Complete AR-15 platform breakdown for professional gunsmiths. Upper and lower assemblies, gas system configurations, specifications, and common service procedures.
The AR-15 direct impingement platform is the most modular and widely serviced rifle in America. Its split upper/lower architecture, standardized mil-spec dimensions, and extensive aftermarket ecosystem make thorough platform knowledge essential for any gunsmith shop. This breakdown covers the complete system from bolt to buffer tube.
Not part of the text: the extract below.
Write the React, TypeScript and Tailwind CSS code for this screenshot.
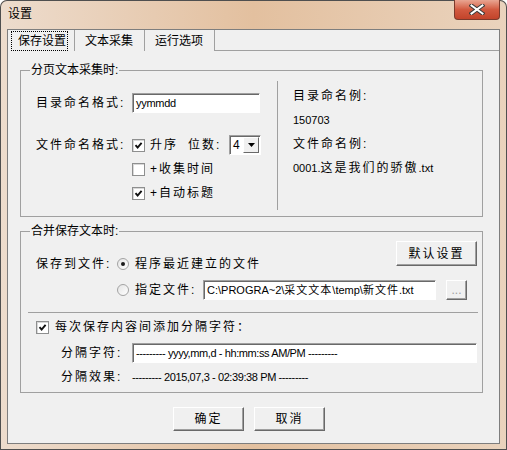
import React from "react";

const Check = ({ checked }: { checked?: boolean }) => (
  <span className="flex h-[13px] w-[13px] shrink-0 items-center justify-center border border-[#8e8f8f] bg-white shadow-[inset_1px_1px_0_#d8d8d8]">
    {checked && (
      <svg width="9" height="9" viewBox="0 0 9 9">
        <path d="M1.5 4.2 L3.6 6.5 L7.6 1.8" fill="none" stroke="#111" strokeWidth="1.9" />
      </svg>
    )}
  </span>
);

const Radio = ({ checked }: { checked?: boolean }) => (
  <span className="flex h-[12px] w-[12px] shrink-0 items-center justify-center rounded-full border border-[#a3a3a3] bg-gradient-to-br from-[#e4e4e4] to-white">
    {checked && <span className="h-[4px] w-[4px] rounded-full bg-[#1b1b1b]" />}
  </span>
);

const Sunken = ({ className, children }: { className: string; children?: React.ReactNode }) => (
  <div
    className={`flex h-[20px] items-center border border-t-[#a0a0a0] border-l-[#a0a0a0] border-r-white border-b-white bg-white shadow-[inset_1px_1px_0_#696969] ${className}`}
  >
    {children}
  </div>
);

const Btn = ({ className, children }: { className: string; children: React.ReactNode }) => (
  <div
    className={`flex items-center justify-center border border-t-white border-l-white border-r-[#696969] border-b-[#696969] bg-[#f0f0f0] shadow-[inset_-1px_-1px_0_#a0a0a0] text-[12px] ${className}`}
  >
    {children}
  </div>
);

const Group = ({ title, className, children }: { title: string; className: string; children: React.ReactNode }) => (
  <div className={`relative ml-[12px] w-[463px] border border-[#a0a0a0] ${className}`}>
    <span className="absolute -top-[8px] left-[9px] bg-[#f0f0f0] px-px text-[12px] leading-[14px]">{title}</span>
    {children}
  </div>
);

export default function App() {
  return (
    <div className="h-[450px] w-[507px] overflow-hidden rounded-t-[7px] bg-gradient-to-r from-[#eddccd] via-[#e3c09f] to-[#ead3bd] font-['Liberation_Sans','Noto_Sans_CJK_SC',sans-serif] text-black shadow-[inset_0_0_0_1px_#4f4f4f]">
      {/* title bar */}
      <div className="flex h-[29px] items-start">
        <span className="mt-[7px] pl-[8px] text-[12px] leading-[14px]">设置</span>
        <div className="ml-auto mr-[7px] flex h-[20px] w-[46px] items-center justify-center rounded-b-[4px] border border-t-0 border-[#7b3a2c] bg-gradient-to-b from-[#e8a592] via-[#d25a40] to-[#c2432a]">
          <svg width="16" height="11" viewBox="0 0 16 11">
            <path d="M2.5 1.5 L13.5 9.5 M13.5 1.5 L2.5 9.5" stroke="#3a3a3a" strokeWidth="4" strokeLinecap="square" />
            <path d="M2.5 1.5 L13.5 9.5 M13.5 1.5 L2.5 9.5" stroke="#fff" strokeWidth="2" strokeLinecap="square" />
          </svg>
        </div>
      </div>

      {/* client area */}
      <div className="ml-[7px] h-[415px] w-[493px] border border-[#7e7e7e] bg-[#f0f0f0]">
        {/* tabs */}
        <div className="flex h-[21px] text-[12px]">
          <div className="flex w-[67px] items-end border-r border-[#a0a0a0] pl-[3px]">
            <span className="flex h-[20px] items-center border border-dotted border-black pl-[6px] pr-[1px] leading-[14px]">保存设置</span>
          </div>
          <div className="flex w-[70px] items-center border-r border-[#a0a0a0] pl-[10px]">文本采集</div>
          <div className="flex w-[70px] items-center border-r border-[#a0a0a0] pl-[10px]">运行选项</div>
          <div className="flex-1 border-b border-[#a0a0a0]" />
        </div>

        {/* page split text */}
        <Group title="分页文本采集时:" className="mt-[19px] h-[147px]">
          <div className="flex text-[12px]">
            <div className="w-[256px] pl-[15px] pt-[22px]">
              <div className="flex h-[20px] items-center">
                <span className="w-[96px] tracking-[2px]">目录命名格式:</span>
                <Sunken className="w-[128px] pl-[3px] text-[11px] tracking-[-0.3px]">yymmdd</Sunken>
              </div>
              <div className="mt-[22px] flex h-[20px] items-center">
                <span className="w-[96px] tracking-[2px]">文件命名格式:</span>
                <Check checked />
                <span className="ml-[5px] w-[38px] tracking-[2px]">升序</span>
                <span className="w-[41px] tracking-[2px]">位数:</span>
                <Sunken className="w-[32px] justify-between pl-[3px] pr-px text-[12px]">
                  <span>4</span>
                  <span className="flex h-[16px] w-[16px] items-center justify-center border border-t-white border-l-white border-r-[#696969] border-b-[#696969] bg-[#f0f0f0]">
                    <svg width="7" height="4" viewBox="0 0 7 4">
                      <path d="M0 0 H7 L3.5 4 Z" fill="#000" />
                    </svg>
                  </span>
                </Sunken>
              </div>
              <div className="mt-[4px] flex h-[20px] items-center pl-[96px]">
                <Check />
                <span className="ml-[5px] tracking-[2px]">+收集时间</span>
              </div>
              <div className="mt-[4px] flex h-[20px] items-center pl-[96px]">
                <Check checked />
                <span className="ml-[5px] tracking-[2px]">+自动标题</span>
              </div>
            </div>
            <div className="mt-[10px] h-[129px] w-px bg-[#a0a0a0]" />
            <div className="pl-[15px] pt-[13px]">
              <div className="flex h-[24px] items-center tracking-[2px]">目录命名例:</div>
              <div className="flex h-[24px] items-center text-[11px]">150703</div>
              <div className="flex h-[24px] items-center tracking-[2px]">文件命名例:</div>
              <div className="flex h-[24px] items-center">
                <span className="text-[11px]">0001.</span>
                <span className="tracking-[2px]">这是我们的骄傲</span>
                <span className="text-[11px]">.txt</span>
              </div>
            </div>
          </div>
        </Group>

        {/* merge save */}
        <Group title="合并保存文本时:" className="mt-[14px] h-[162px]">
          <div className="text-[12px]">
            <div className="flex items-start">
              <div className="mt-[22px] flex h-[20px] items-center pl-[15px]">
                <span className="w-[81px] tracking-[2px]">保存到文件:</span>
                <Radio checked />
                <span className="ml-[6px] tracking-[2px]">程序最近建立的文件</span>
              </div>
              <Btn className="ml-auto mr-[5px] mt-[9px] h-[25px] w-[81px] tracking-[2px]">默认设置</Btn>
            </div>
            <div className="mt-[6px] flex h-[20px] items-center pl-[96px]">
              <Radio />
              <span className="ml-[6px] w-[68px] tracking-[2px]">指定文件:</span>
              <Sunken className="w-[233px] pl-[3px] text-[11px]">
                C:\PROGRA~2\<span className="tracking-[1px]">采文文本</span>\temp\<span className="tracking-[1px]">新文件</span>.txt
              </Sunken>
              <Btn className="ml-[10px] h-[20px] w-[21px] text-[11px] text-[#a0a0a0]">...</Btn>
            </div>
            <div className="ml-[7px] mr-[4px] mt-[12px] h-px bg-[#a0a0a0]" />
            <div className="mt-[4px] flex h-[20px] items-center pl-[15px]">
              <Check checked />
              <span className="ml-[6px] tracking-[2px]">每次保存内容间添加分隔字符：</span>
            </div>
            <div className="mt-[6px] flex h-[20px] items-center pl-[40px]">
              <span className="w-[71px] tracking-[2px]">分隔字符:</span>
              <Sunken className="w-[345px] pl-[3px] text-[11px] tracking-[-0.4px]">--------- yyyy,mm,d - hh:mm:ss AM/PM ---------</Sunken>
            </div>
            <div className="mt-[4px] flex h-[20px] items-center pl-[40px]">
              <span className="w-[71px] tracking-[2px]">分隔效果:</span>
              <span className="text-[11px] tracking-[-0.4px]">--------- 2015,07,3 - 02:39:38 PM ---------</span>
            </div>
          </div>
        </Group>

        {/* dialog buttons */}
        <div className="mt-[14px] flex gap-[10px] pl-[165px]">
          <Btn className="h-[24px] w-[71px] tracking-[2px]">确定</Btn>
          <Btn className="h-[24px] w-[71px] tracking-[2px]">取消</Btn>
        </div>
      </div>
    </div>
  );
}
Upper Receiver Assembly Components
The upper receiver houses the barrel, bolt carrier group, charging handle, and forward assist. Mil-spec upper receivers are machined from 7075-T6 aluminum with an anodized finish and precise internal dimensions that ensure interchangeability. The barrel extension threads into the upper at 1.185"–18 TPI. The star chamber is the critical fit surface that aligns the barrel extension with the bolt's locking lugs.
The bolt carrier group is the heart of the cycling system. The bolt itself contains seven locking lugs that engage the barrel extension's corresponding recesses. Inspect lugs for cracks or peening at every 5,000-round service interval. The gas key must be properly staked to the carrier—a loose gas key causes cycling failures. The firing pin must move freely in the carrier's firing pin channel and the firing pin retainer pin must be present and correctly seated.
Lower Receiver Assembly and Fire Control
The lower receiver is the serialized firearm component and houses the trigger group, pistol grip, buffer tube, and stock. Mil-spec lower receivers are machined from 7075-T6 aluminum with a Type III hard-coat anodize. Critical dimensions include the trigger and hammer pin holes (0.154" mil-spec) and the trigger guard roll pin hole. Enlarged pin holes indicate high round count and may require bushing or receiver replacement.
The mil-spec trigger group consists of five moving parts: trigger, hammer, disconnector, trigger spring, and hammer spring. Factory mil-spec triggers typically pull 5.5–8.5 lbs. The disconnector catches the hammer during automatic cycling to prevent unintended automatic fire. Function check every trigger installation: safety blocks hammer, hammer falls when safety is disengaged, disconnector catches hammer when trigger is held and hammer is manually recocked, reset produces an audible/tactile click.
Gas System Configuration and Timing
Gas system length determines the pressure curve that drives the bolt carrier rearward. Pistol-length (4" gas tube) generates maximum bolt velocity and requires heavier buffers. Carbine-length (7") is the most common configuration on 16" barrels. Mid-length (9") provides a smoother pressure curve on 16"–18" barrels. Rifle-length (12") is used on 20" barrels and produces the lowest bolt carrier velocity for the smoothest cycling.
The gas port in the barrel must be sized appropriately for the gas system length and barrel profile. An oversized gas port causes overgassing—brass ejected at 1–2 o'clock, bolt bounce, and excessive wear. An undersized port causes undergassing—failure to lock open, weak ejection at 5–6 o'clock, short stroking. Gas port size ranges from 0.062" (pistol-length, suppressed) to 0.093" (rifle-length, unsuppressed).
Technical Specifications
| Gas System | Tube Length | Typical Barrel Length | Gas Port Size Range | Buffer Weight |
|---|---|---|---|---|
| Pistol | 4" | 7"–10.5" | 0.062"–0.075" | H2 / H3 |
| Carbine | 7" | 14.5"–16" | 0.075"–0.087" | H1 / H2 |
| Mid-Length | 9" | 16"–18" | 0.079"–0.090" | Standard / H1 |
| Rifle | 12" | 20"–24" | 0.087"–0.093" | Rifle standard |
AR-15 vs AR-10 / Large Frame Distinction
The AR-15 (small frame) and AR-10/SR-25 (large frame) share operating principles but are dimensionally incompatible. Large frame receivers are wider and taller to accommodate .308 Winchester and similar cartridges. Barrel extensions, bolt carriers, and magazines are completely non-interchangeable. The receiver extension (buffer tube) threads differ between platforms. Always verify which platform is on the bench before ordering parts—mixing small and large frame components produces failures that can be dangerous.